**Task description:**
Set out every line bearing the string "React".

**Provided records:**
↓

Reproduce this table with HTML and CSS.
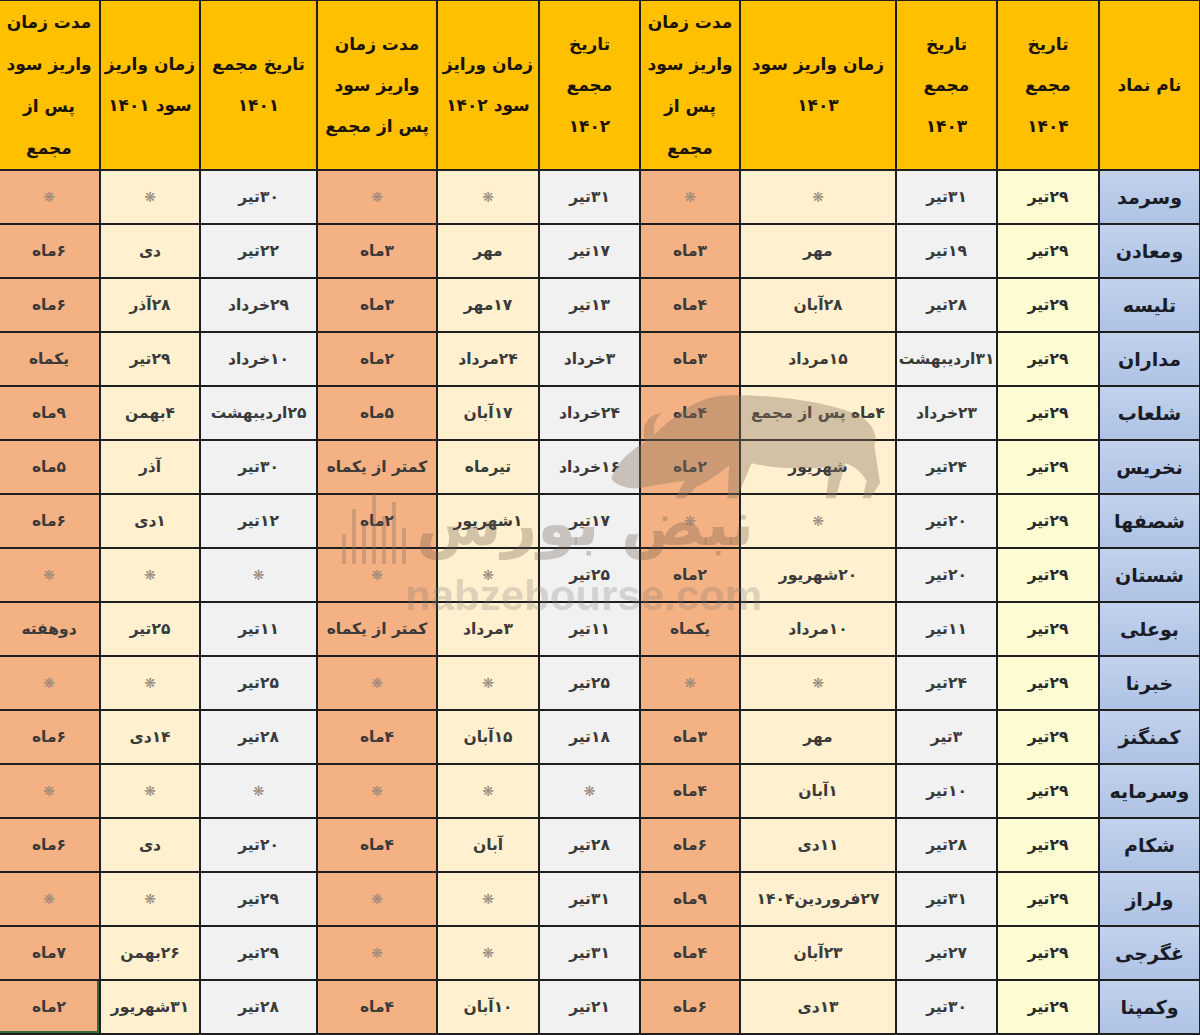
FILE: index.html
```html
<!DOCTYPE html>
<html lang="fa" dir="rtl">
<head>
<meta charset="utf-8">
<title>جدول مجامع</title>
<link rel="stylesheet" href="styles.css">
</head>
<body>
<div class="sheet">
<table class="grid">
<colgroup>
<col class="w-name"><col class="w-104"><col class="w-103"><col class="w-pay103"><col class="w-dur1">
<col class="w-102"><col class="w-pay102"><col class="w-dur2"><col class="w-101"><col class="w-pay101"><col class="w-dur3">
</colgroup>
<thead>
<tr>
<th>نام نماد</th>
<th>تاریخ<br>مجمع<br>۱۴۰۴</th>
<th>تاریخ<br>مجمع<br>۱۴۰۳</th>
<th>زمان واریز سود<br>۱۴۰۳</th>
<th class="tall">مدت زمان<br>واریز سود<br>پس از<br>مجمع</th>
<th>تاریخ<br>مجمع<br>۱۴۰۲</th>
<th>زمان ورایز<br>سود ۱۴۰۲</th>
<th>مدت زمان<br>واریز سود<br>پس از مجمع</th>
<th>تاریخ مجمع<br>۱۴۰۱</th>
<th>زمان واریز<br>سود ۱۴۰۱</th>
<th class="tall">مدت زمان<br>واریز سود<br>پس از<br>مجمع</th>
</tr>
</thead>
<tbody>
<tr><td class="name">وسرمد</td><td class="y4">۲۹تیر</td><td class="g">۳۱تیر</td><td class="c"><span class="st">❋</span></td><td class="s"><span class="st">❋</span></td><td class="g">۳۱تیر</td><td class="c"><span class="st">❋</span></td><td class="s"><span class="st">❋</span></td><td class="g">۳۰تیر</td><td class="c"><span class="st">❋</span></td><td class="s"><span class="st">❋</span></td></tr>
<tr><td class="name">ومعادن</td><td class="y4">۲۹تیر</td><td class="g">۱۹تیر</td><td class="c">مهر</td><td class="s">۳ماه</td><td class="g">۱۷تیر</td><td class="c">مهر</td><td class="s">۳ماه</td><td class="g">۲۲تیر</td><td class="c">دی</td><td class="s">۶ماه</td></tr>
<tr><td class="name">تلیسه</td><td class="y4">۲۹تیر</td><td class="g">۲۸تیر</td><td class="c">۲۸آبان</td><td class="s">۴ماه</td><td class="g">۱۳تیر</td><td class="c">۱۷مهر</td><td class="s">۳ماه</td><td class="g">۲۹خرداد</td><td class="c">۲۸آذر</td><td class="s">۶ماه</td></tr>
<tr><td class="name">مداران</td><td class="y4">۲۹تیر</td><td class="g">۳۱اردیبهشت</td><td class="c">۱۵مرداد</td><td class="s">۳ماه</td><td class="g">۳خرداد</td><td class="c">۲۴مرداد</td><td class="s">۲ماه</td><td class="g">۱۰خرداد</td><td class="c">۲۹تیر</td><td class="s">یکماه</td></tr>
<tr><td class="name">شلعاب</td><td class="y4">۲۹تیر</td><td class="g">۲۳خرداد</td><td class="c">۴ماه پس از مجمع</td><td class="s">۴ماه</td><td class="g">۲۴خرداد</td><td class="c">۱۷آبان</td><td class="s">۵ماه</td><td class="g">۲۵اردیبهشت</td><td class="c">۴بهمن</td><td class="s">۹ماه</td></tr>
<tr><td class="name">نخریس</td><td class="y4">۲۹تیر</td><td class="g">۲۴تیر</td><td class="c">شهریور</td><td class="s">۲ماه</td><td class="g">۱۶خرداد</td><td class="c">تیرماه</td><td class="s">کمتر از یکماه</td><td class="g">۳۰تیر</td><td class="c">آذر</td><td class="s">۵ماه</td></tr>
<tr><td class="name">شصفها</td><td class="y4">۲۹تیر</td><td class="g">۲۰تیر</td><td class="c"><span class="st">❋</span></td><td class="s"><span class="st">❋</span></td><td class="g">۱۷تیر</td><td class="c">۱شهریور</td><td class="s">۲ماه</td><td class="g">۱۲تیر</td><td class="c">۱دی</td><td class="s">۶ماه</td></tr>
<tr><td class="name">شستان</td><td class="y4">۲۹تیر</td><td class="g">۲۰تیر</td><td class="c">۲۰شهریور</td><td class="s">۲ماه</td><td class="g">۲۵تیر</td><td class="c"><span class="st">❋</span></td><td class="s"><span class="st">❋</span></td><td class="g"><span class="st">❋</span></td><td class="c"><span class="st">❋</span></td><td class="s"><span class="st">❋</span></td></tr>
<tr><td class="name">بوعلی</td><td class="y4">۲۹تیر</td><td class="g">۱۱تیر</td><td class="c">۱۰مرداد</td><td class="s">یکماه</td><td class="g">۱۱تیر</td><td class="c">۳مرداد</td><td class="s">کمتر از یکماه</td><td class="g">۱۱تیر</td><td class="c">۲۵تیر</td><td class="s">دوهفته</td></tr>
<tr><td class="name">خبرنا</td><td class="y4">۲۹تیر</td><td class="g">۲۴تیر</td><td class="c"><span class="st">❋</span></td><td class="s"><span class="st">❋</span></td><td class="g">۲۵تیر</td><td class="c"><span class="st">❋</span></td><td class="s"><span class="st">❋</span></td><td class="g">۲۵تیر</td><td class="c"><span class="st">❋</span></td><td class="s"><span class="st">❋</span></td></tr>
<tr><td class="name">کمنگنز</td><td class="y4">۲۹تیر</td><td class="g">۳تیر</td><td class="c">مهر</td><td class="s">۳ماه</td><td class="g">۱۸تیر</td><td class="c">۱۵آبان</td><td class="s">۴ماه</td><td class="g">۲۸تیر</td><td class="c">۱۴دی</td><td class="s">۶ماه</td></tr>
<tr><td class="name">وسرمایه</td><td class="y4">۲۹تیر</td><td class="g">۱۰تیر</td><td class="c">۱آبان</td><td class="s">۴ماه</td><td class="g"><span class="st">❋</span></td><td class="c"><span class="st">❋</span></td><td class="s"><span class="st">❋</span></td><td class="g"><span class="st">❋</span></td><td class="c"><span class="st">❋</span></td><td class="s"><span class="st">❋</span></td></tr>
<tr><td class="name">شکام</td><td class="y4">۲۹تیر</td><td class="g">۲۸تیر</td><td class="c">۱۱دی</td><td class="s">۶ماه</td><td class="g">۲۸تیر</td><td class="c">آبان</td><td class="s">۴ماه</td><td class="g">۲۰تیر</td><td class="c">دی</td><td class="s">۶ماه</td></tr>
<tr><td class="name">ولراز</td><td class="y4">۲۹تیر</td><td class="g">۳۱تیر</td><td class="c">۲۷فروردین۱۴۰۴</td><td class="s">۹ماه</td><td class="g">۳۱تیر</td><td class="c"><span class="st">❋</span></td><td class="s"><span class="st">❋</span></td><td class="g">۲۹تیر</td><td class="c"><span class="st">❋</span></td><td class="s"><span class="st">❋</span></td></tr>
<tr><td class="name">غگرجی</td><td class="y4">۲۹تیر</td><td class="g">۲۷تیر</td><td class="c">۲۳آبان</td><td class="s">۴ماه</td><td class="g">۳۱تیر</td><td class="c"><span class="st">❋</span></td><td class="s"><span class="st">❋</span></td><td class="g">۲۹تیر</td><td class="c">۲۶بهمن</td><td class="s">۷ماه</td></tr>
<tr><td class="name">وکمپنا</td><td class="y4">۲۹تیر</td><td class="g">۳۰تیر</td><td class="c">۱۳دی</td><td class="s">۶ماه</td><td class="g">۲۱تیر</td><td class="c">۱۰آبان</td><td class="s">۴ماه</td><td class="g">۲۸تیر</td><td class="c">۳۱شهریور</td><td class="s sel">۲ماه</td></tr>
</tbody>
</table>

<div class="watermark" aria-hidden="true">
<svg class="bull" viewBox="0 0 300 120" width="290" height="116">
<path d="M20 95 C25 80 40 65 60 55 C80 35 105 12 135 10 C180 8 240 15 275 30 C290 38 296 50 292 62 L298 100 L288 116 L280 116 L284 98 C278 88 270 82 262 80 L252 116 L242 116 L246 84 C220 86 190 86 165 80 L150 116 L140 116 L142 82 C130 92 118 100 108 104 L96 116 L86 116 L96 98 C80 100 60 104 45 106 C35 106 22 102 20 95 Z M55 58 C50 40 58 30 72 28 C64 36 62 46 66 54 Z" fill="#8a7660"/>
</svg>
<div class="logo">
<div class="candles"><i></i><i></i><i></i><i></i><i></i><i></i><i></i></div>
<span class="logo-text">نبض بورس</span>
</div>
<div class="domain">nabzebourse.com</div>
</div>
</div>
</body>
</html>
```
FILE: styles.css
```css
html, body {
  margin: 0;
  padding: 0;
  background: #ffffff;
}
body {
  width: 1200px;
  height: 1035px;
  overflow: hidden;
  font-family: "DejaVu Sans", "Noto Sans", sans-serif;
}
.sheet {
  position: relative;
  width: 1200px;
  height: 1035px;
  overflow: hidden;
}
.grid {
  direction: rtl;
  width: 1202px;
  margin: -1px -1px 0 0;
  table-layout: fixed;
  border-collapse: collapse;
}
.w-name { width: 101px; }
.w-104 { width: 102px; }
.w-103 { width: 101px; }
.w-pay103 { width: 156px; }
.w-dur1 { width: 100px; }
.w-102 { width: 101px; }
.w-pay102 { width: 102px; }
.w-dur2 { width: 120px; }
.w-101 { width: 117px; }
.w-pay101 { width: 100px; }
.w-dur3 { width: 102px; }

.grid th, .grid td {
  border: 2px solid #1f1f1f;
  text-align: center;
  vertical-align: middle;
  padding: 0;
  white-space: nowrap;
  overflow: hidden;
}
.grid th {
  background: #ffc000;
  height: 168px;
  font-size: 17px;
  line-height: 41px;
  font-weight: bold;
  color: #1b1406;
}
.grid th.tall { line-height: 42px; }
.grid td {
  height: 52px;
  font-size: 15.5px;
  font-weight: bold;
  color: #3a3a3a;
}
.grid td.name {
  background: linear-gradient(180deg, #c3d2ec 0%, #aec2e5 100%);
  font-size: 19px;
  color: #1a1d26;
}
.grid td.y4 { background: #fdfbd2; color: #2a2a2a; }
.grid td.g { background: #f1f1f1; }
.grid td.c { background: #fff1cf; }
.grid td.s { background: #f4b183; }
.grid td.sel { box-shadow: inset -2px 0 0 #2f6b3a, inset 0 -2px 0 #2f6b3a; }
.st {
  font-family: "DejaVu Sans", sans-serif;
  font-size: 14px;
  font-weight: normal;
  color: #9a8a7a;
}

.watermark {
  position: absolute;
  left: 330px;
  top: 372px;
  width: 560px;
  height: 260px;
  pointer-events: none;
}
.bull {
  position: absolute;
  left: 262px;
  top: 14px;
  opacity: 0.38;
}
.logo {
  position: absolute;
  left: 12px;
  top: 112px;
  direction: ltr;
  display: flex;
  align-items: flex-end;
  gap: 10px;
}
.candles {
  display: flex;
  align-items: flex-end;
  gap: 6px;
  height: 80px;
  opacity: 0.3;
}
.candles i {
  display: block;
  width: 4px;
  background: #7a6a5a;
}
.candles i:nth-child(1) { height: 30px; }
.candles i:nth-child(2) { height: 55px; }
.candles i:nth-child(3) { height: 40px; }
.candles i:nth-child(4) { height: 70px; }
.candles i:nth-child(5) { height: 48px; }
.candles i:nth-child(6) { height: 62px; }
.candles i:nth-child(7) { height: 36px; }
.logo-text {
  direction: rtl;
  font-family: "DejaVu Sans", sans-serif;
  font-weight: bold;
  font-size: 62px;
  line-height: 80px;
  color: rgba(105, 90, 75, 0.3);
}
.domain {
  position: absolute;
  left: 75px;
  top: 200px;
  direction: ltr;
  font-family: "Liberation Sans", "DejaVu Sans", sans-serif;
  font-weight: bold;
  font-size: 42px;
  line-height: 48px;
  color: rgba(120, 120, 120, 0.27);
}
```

↑
↓

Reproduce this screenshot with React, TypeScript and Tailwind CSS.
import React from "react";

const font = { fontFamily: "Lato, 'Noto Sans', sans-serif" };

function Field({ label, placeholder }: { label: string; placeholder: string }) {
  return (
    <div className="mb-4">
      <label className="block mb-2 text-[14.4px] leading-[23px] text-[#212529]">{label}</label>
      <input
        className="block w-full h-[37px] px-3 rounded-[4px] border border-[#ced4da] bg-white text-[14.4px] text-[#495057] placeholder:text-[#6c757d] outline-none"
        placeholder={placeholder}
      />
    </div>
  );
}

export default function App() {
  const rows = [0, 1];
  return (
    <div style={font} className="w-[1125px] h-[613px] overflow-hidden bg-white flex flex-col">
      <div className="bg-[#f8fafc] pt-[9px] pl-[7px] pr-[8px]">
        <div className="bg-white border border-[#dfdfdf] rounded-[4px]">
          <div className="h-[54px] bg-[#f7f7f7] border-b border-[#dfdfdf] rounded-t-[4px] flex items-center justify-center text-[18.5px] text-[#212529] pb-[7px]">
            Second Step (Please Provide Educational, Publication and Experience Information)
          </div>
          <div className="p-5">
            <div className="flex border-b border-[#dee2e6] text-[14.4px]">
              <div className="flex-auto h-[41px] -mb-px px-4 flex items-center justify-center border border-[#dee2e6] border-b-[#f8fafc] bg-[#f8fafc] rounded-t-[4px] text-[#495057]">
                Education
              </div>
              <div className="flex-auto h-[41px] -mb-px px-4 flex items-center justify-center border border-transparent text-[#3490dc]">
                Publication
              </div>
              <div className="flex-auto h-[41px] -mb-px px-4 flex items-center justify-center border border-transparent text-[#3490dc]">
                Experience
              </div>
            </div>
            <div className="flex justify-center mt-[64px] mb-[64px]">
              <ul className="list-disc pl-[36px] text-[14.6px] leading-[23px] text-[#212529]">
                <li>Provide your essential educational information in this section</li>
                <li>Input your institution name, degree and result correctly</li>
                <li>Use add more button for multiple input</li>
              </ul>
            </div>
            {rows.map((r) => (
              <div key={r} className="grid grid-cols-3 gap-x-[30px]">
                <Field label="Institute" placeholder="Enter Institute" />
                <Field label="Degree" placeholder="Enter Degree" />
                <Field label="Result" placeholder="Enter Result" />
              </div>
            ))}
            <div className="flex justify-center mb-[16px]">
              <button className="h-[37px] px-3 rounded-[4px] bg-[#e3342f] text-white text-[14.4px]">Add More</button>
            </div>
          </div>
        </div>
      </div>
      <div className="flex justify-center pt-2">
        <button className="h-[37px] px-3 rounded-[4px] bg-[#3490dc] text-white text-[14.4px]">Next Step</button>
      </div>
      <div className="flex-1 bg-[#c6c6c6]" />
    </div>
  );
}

↑
↓

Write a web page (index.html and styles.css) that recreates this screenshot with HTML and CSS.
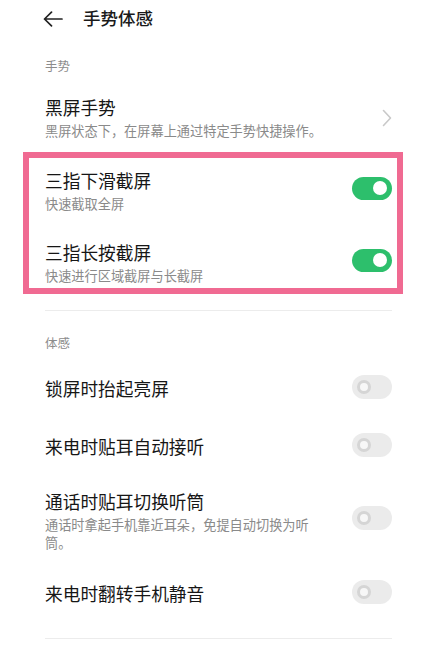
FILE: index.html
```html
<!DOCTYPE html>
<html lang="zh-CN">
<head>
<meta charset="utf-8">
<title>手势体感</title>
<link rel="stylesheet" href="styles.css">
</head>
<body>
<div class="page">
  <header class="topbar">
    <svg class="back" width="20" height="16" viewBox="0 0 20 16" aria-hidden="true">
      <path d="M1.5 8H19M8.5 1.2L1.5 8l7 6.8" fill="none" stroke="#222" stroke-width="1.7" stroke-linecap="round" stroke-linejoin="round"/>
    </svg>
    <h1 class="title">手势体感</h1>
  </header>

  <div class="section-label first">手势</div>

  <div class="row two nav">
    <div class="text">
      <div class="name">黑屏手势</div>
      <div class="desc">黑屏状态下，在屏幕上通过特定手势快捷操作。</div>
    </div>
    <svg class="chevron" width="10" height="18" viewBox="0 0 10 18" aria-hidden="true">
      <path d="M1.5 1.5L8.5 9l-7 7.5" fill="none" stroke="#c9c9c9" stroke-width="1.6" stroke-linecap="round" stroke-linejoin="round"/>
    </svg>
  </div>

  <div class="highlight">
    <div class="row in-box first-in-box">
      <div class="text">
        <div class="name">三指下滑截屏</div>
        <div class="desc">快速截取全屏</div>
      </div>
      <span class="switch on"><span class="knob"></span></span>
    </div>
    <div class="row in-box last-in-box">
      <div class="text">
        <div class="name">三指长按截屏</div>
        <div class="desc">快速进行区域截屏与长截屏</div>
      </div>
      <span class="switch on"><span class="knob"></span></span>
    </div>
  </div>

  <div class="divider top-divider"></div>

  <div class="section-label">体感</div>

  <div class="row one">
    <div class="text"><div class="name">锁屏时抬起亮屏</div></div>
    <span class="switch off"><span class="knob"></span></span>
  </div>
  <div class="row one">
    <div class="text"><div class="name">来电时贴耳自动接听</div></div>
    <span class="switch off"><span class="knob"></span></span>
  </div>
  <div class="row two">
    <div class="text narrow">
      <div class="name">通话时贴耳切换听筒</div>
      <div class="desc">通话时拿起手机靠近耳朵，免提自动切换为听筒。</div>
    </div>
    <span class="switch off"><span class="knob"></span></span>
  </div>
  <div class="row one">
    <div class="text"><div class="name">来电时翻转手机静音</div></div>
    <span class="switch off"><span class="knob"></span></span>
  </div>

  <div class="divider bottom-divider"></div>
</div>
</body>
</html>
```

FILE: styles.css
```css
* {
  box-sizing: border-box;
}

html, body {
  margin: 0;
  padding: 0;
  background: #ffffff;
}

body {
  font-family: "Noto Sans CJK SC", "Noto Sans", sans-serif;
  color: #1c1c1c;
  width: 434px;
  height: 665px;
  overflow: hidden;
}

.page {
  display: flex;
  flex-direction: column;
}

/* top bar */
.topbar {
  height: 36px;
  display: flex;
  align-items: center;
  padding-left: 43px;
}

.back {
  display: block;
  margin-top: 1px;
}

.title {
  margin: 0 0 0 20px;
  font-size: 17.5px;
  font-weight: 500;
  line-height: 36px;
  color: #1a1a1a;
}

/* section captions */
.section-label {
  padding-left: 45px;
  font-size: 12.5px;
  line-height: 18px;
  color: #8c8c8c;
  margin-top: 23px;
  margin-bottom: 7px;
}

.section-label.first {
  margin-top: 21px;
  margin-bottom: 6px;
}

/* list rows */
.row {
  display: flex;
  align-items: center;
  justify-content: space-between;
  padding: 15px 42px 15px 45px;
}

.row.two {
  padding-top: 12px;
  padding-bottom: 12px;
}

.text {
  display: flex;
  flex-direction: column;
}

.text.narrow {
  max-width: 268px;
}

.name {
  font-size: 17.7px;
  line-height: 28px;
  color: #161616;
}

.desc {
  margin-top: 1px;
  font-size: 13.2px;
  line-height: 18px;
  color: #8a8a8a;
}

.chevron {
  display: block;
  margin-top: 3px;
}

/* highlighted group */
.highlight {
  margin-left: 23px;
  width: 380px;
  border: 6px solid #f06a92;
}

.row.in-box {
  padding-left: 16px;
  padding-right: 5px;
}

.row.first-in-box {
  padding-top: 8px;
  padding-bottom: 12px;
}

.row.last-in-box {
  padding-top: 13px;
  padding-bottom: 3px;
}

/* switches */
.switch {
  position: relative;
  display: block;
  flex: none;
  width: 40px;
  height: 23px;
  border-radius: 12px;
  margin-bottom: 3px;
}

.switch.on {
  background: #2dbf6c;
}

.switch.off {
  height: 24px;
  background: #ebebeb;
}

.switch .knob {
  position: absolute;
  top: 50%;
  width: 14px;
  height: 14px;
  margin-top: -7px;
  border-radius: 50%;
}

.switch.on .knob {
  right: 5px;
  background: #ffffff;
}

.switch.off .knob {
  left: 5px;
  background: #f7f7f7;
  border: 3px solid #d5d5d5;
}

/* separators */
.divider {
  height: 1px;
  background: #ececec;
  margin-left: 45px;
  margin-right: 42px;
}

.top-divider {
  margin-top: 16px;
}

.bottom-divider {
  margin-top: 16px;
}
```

↑

**Written reply:**
Reproduce this screenshot with React, TypeScript and Tailwind CSS.
import React from "react";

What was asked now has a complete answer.